__Raw data__
* * * * *
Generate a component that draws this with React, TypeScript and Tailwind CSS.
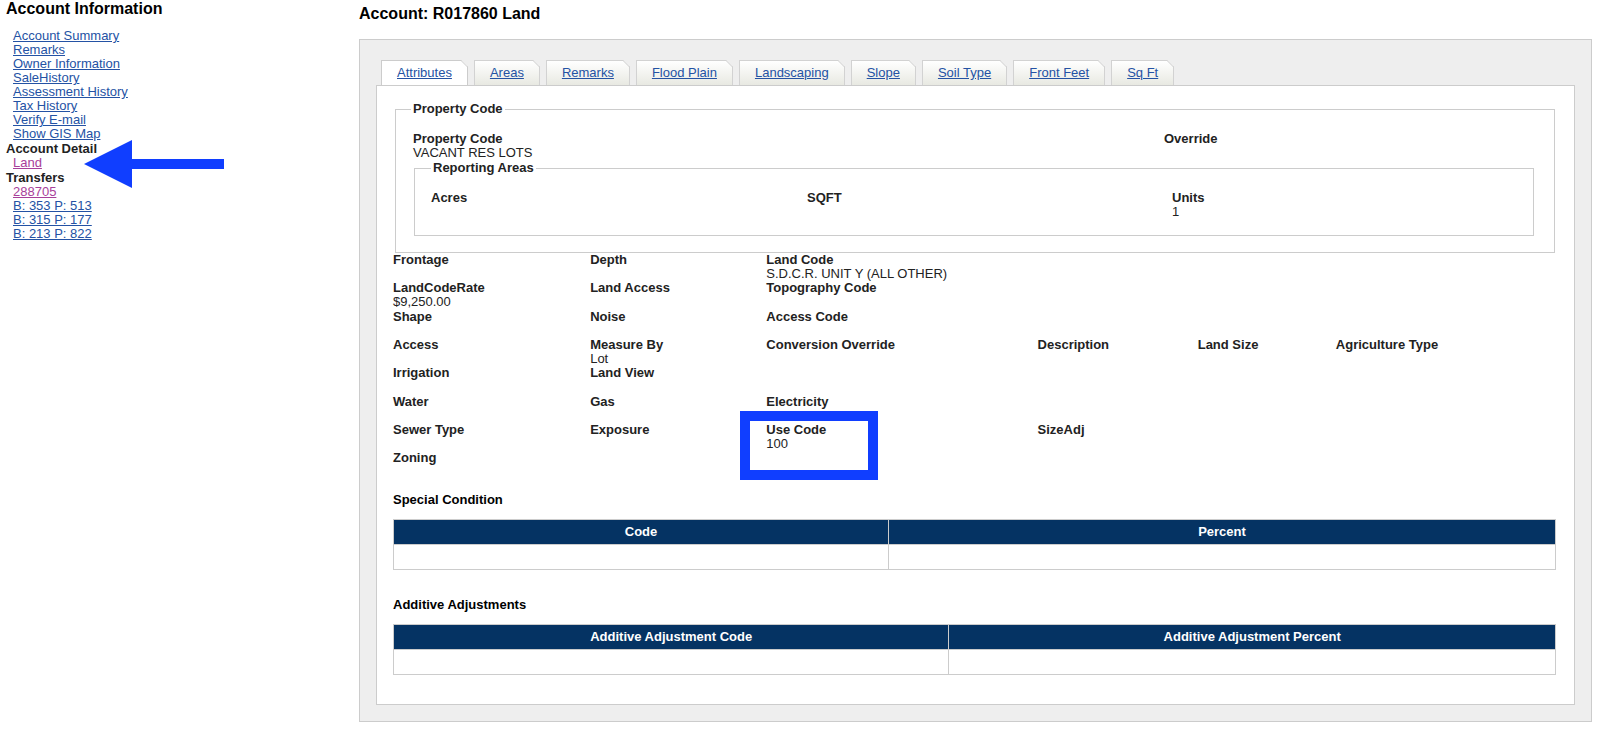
import React from "react";

type Field = { label: string; value?: string; marked?: boolean };

const accountLinks = [
  "Account Summary",
  "Remarks",
  "Owner Information",
  "SaleHistory",
  "Assessment History",
  "Tax History",
  "Verify E-mail",
  "Show GIS Map",
];

const transfers = [
  { label: "288705", visited: true },
  { label: "B: 353 P: 513" },
  { label: "B: 315 P: 177" },
  { label: "B: 213 P: 822" },
];

const tabs = [
  "Attributes",
  "Areas",
  "Remarks",
  "Flood Plain",
  "Landscaping",
  "Slope",
  "Soil Type",
  "Front Feet",
  "Sq Ft",
];

const rows: Field[][] = [
  [{ label: "Frontage" }, { label: "Depth" }, { label: "Land Code", value: "S.D.C.R. UNIT Y (ALL OTHER)" }],
  [{ label: "LandCodeRate", value: "$9,250.00" }, { label: "Land Access" }, { label: "Topography Code" }],
  [{ label: "Shape" }, { label: "Noise" }, { label: "Access Code" }],
  [
    { label: "Access" },
    { label: "Measure By", value: "Lot" },
    { label: "Conversion Override" },
    { label: "Description" },
    { label: "Land Size" },
    { label: "Agriculture Type" },
  ],
  [{ label: "Irrigation" }, { label: "Land View" }],
  [{ label: "Water" }, { label: "Gas" }, { label: "Electricity" }],
  [
    { label: "Sewer Type" },
    { label: "Exposure" },
    { label: "Use Code", value: "100", marked: true },
    { label: "SizeAdj" },
  ],
  [{ label: "Zoning" }],
];

function SideLink({ label, visited }: { label: string; visited?: boolean }) {
  return (
    <a href="#" className={visited ? "text-[#a8409a] underline" : "text-[#2452a4] underline"}>
      {label}
    </a>
  );
}

function FieldCell({ label, value, marked }: Field) {
  return (
    <div className="relative min-h-7">
      <dt className="font-bold">{label}</dt>
      {value && <dd>{value}</dd>}
      {marked && (
        <span
          aria-hidden="true"
          className="pointer-events-none absolute -top-3 -left-[26px] h-[69px] w-[138px] border-10 border-[#103eff]"
        />
      )}
    </div>
  );
}

function Arrow() {
  return (
    <svg
      aria-hidden="true"
      viewBox="0 0 140 48"
      className="pointer-events-none absolute -top-4 left-[71px] h-12 w-[140px]"
      fill="#103eff"
    >
      <path d="M0 24 L48 0 V19 H140 V29 H48 V48 Z" />
    </svg>
  );
}

function Tab({ label, active }: { label: string; active: boolean }) {
  return (
    <li className="relative">
      <a
        href="#"
        className={
          active
            ? "block border-t border-r border-l border-[#ccc] bg-white px-[15px] py-[5px] leading-[14px] text-[#2452a4] underline"
            : "block border-t border-r border-l border-[#d2d2d2] bg-linear-to-b from-white to-[#e8e9e2] px-[15px] py-[5px] leading-[14px] text-[#2452a4] underline"
        }
      >
        {label}
      </a>
      <svg aria-hidden="true" viewBox="0 0 7 7" className="absolute top-0 right-0 size-[7px]">
        <path d="M0 0 H7 V7 Z" fill="#eee" />
        <path d="M0 0.5 L6.5 7" stroke="#ccc" fill="none" />
      </svg>
    </li>
  );
}

function DataTable({ title, columns, cols }: { title: string; columns: string[]; cols: string[] }) {
  const id = title.replace(" ", "-");
  return (
    <section>
      <h2 id={id} className="font-bold text-black">
        {title}
      </h2>
      <table
        aria-labelledby={id}
        className="mt-3 w-full table-fixed border-collapse border border-[#ccc]"
      >
        <thead>
          <tr className="h-[25px] bg-[#053363] text-white">
            {columns.map((c, i) => (
              <th key={c} scope="col" className={`border-x border-[#ccc] ${cols[i]}`}>
                {c}
              </th>
            ))}
          </tr>
        </thead>
        <tbody>
          <tr className="h-[25px]">
            {columns.map((c) => (
              <td key={c} className="border border-[#ccc]" />
            ))}
          </tr>
        </tbody>
      </table>
    </section>
  );
}

export default function App() {
  return (
    <div className="flex bg-white font-['Liberation_Sans',Arial,sans-serif] text-[13px] leading-[14px] text-[#222]">
      <nav aria-label="Account" className="w-[359px] shrink-0 pl-[6px]">
        <h1 className="text-base leading-[18px] font-bold text-black">Account Information</h1>
        <ul className="mt-[11px] pl-[7px]">
          {accountLinks.map((l) => (
            <li key={l}>
              <SideLink label={l} />
            </li>
          ))}
        </ul>
        <h2 className="pt-px font-bold">Account Detail</h2>
        <ul className="pl-[7px]">
          <li className="relative">
            <SideLink label="Land" visited />
            <Arrow />
          </li>
        </ul>
        <h2 className="pt-px font-bold">Transfers</h2>
        <ul className="pl-[7px]">
          {transfers.map((t) => (
            <li key={t.label}>
              <SideLink label={t.label} visited={t.visited} />
            </li>
          ))}
        </ul>
      </nav>

      <main className="mr-2 min-w-0 flex-1 pt-[5px]">
        <h1 className="text-base leading-[18px] font-bold text-black">Account: R017860 Land</h1>
        <div className="mt-4 border border-[#ccc] bg-[#eee] px-4 pt-5 pb-4">
          <ul className="flex gap-[6px] pl-[5px]">
            {tabs.map((t, i) => (
              <Tab key={t} label={t} active={i === 0} />
            ))}
          </ul>
          <div className="border border-[#ccc] bg-white pt-4 pr-[18px] pb-[29px] pl-4">
            <fieldset className="mr-px ml-[2px] border border-[#ccc] px-[18px] pb-4">
              <legend className="-ml-[3px] px-[2px] font-bold">Property Code</legend>
              <dl className="-ml-[1px] grid grid-cols-[751fr_372fr] pt-4 pb-px">
                <FieldCell label="Property Code" value="VACANT RES LOTS" />
                <FieldCell label="Override" />
              </dl>
              <fieldset className="mr-[2px] border border-[#ccc] px-4 pb-4">
                <legend className="px-[2px] font-bold">Reporting Areas</legend>
                <dl className="grid grid-cols-[376fr_365fr_345fr] pt-4">
                  <FieldCell label="Acres" />
                  <FieldCell label="SQFT" />
                  <FieldCell label="Units" value="1" />
                </dl>
              </fieldset>
            </fieldset>
            <div>
              {rows.map((r, i) => (
                <dl
                  key={i}
                  className="grid grid-cols-[197fr_176fr_271fr_160fr_138fr_220fr] nth-[3n]:pt-px"
                >
                  {r.map((f) => (
                    <FieldCell key={f.label} {...f} />
                  ))}
                </dl>
              ))}
            </div>
            <div className="flex flex-col gap-7 pt-[14px]">
              <DataTable title="Special Condition" columns={["Code", "Percent"]} cols={["w-[42.6%]", "w-[57.4%]"]} />
              <DataTable
                title="Additive Adjustments"
                columns={["Additive Adjustment Code", "Additive Adjustment Percent"]}
                cols={["w-[47.8%]", "w-[52.2%]"]}
              />
            </div>
          </div>
        </div>
      </main>
    </div>
  );
}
* * * * *
__Instructions to follow__
Reproduce exactly the run of lines that opens the listing and closes with the line holding "string; value?: string;". Pictures are excluded.

__Response to this task__
Generate a component that draws this with React, TypeScript and Tailwind CSS.
import React from "react";

type Field = { label: string; value?: string; marked?: boolean };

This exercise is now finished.